I have to remember that when we are presented with these situations it's really the Lord who knows when and where our baby is going to come. I am anxious to be a mother, more now than ever before. I feel like before we had Jeremiah I was ok with not being a mother, like I could have laid it all down and just walked away. But now I am so anxious, I've had a taste of that glorious thing called motherhood. It's so hard for me to say no to situations that don't meet our criteria. So hard, but I have to remember that if it is meant to be then God will work it out. I am dealing with tides of jealousy at times when I see others who so easily can mother children or who can so easily walk through the door of adoption and they don't have any concern about the financial burden.

Please pray for us as we walk this road ahead. We are contemplating a break, a time where we don't take any calls about adoption situations so that we can have a small respite. A time of peace where we don't feel like the waves of the following emotions aren't washing over us EVERY SINGLE DAY - yes we are going to be parents, no we aren't, maybe we are, oh yes it's the real deal, yippee, oh now we have more information, oh wow- wasn't expecting that, ohhh no it didn't work out....That's right within the last 24 hours we have felt each one of these emotions.

I am so confused as to what God's plan is it's just a blur right now. One moment I think- Oh this is how He's working. Oh this is the next step, then instantaneously it's blurry and looking bleak again. I MUST REMEMBER: JOB 42:2 "I know that you can do all things; no plan of yours can be thwarted."

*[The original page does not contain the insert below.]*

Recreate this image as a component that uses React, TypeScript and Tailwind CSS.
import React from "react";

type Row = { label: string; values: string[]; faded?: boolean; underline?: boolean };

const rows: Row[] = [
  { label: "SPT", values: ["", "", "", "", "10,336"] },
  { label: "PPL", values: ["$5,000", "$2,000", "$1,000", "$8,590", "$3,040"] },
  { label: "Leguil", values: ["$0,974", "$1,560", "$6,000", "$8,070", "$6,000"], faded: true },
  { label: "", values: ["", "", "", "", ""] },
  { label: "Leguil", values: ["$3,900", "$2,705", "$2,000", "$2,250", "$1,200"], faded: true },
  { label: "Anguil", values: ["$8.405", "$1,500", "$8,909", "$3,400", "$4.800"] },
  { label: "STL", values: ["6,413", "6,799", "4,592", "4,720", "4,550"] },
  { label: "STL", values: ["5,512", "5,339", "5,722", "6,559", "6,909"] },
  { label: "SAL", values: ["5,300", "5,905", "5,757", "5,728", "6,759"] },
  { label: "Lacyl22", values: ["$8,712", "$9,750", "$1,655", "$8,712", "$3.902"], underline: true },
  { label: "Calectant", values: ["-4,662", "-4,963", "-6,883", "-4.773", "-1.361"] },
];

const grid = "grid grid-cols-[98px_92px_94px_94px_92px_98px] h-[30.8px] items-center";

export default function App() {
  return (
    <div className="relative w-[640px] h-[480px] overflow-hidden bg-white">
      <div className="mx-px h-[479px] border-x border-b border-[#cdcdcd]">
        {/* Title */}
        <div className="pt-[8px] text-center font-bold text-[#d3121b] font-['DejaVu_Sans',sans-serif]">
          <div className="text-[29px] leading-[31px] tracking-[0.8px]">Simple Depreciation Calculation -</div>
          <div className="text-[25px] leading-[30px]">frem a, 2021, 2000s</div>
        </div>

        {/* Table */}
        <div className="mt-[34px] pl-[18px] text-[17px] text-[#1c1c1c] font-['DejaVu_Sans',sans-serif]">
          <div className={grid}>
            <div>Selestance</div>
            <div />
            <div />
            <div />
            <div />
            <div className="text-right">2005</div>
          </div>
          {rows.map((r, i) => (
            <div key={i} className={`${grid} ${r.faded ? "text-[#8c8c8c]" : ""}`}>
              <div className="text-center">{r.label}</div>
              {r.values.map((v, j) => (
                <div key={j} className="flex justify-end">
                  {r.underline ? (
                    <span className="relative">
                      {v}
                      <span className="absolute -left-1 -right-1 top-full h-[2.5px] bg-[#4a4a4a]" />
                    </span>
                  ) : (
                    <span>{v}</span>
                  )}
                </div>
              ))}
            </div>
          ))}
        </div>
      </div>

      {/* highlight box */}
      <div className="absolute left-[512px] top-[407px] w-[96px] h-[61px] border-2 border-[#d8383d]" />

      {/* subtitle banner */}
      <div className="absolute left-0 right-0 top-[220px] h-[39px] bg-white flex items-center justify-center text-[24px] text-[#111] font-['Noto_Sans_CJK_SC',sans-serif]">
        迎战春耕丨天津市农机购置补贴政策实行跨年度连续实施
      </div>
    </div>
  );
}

Right now I'm just feeling overwhelmed.

6 comments:

Jen said...

Emily, It's Jen Pinkner again. YOu and Daniel have been so on my heart and in my prayers. The depth of the waves of emotion and loss and frustration and emptiness of your hearts in the midst... I am praying for rest in Him for you. Rest to emote, rest to regroup, rest to Trust His purposes when you have no grasp on them. I am thankful that He is showing you His faithfulness through family, friends, even strangers. I pray for discernment for you as to what you need right now for your family--taking a break or going forward.

trishandwade said...

Emily, I found your blog through Renee's (Life with My Special K's) and have been following your journey for several weeks. I've been praying daily for you and Daniel, as well as the baby that you WILL one day have to call your own. I can't even imagine the emotions you are going through, and the hurt that you're feeling. God is faithful, and He is your rock. Be encouraged...and know that even strangers are lifting you up.

Trish McKenzie
trishandwade.blogspot.com

Sunny said...

praying for you. the rollercoaster is awful, and God has led you this far, He will keep leading on. You are stronger than most, though you probably don't feel like it today. remember, you only have to take 1 more step. If you can, try not to look too far down the road. It can be too overwhelming, and we just can't know how a situation will unfold when God is at the helm.

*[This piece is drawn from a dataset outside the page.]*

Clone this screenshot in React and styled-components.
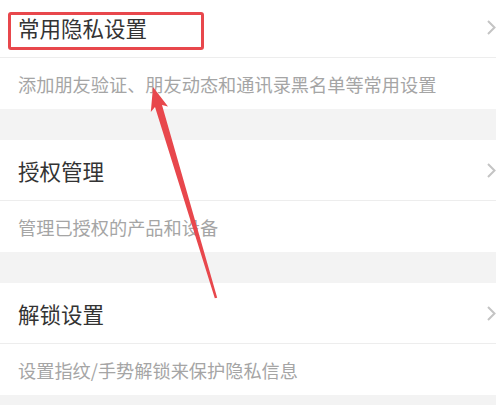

Go with the step that feels right for you today. tomorrow you will take another step, and another. Only God knows what is ahead for you, but whatever it is, I believe it is WONDERFUL.

jacklyn said...

Hi Emily,

I wanted to say that you CAN claim the adoption tax credit even though your adoption was disrupted.

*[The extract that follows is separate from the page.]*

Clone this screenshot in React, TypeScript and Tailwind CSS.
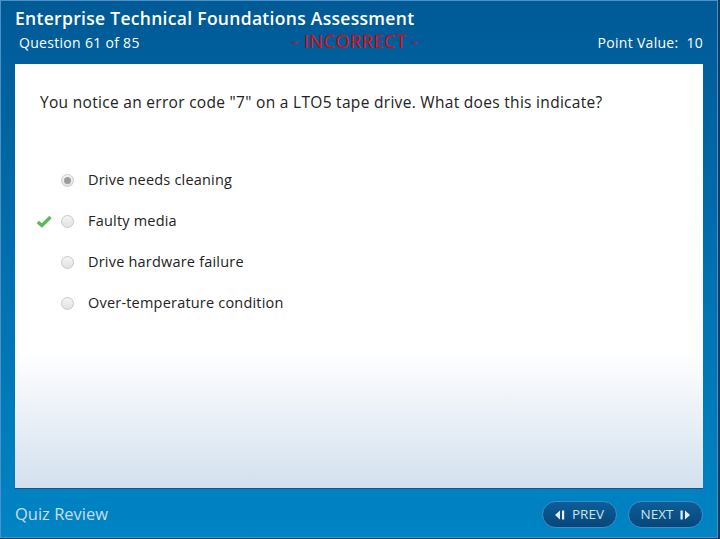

"Families adopting a child domestically can claim the tax credit whether or not the adoption goes through. This helps families that cover the expenses of a birthmother who later decides not to release the baby for adoption. IRS Publication 968 provides an alternate method to obtain proof of the child's identity when you can't get an adoption tax number due to a disrupted adoption. Families adopting a child from overseas can take the tax credit only if the adoption becomes final."

I would definately talk to a tax professional and one who understands the tax credit as most don't. Courtney might know more about it too.

Chas said...

I think it's very understandable to feel the range of emotions you've described....and to be both overwhelmed and exhausted! Just through experiencing the situation through your blog, I've been a little antsy myself! I hope that you are able to find some relief, rest, and comfort in the coming days!

Rhonda said...

Emily,
You don't know me and I don't know you, but my sister sent me the link to your blog this morning following some news concerning our adoption and our similar situations. We received a beautiful little girl into our home in September last year only to find out a month later that the Birth Father wanted her back. Our precious baby girl has been with us since the day she was born and she is now almost 5 months old and we face a trial in the coming months to find out if she will be ours forever or only for a season. My heart and mind real with the thought of having to do what you have had to do and not be her mother for the rest of her days. We longed to be parents and waited for two years to adopt from Russia only to have that door closed by God. He opened this new door fairly soon after that and everything went smoother than silk until the day we received that phone call about a month after we had her in our home. I can relate so much to your story and I wanted you to know that I will be praying for you as you grieve the loss of your son, as well as the longing to be a mother that I can so identify with. It is the most amazing thing in the world and I pray that God will give us both that desire of our hearts. For me, to keep my daughter who I recognize is His and not mine, and for you, to be given that gift very very soon. May God bless you!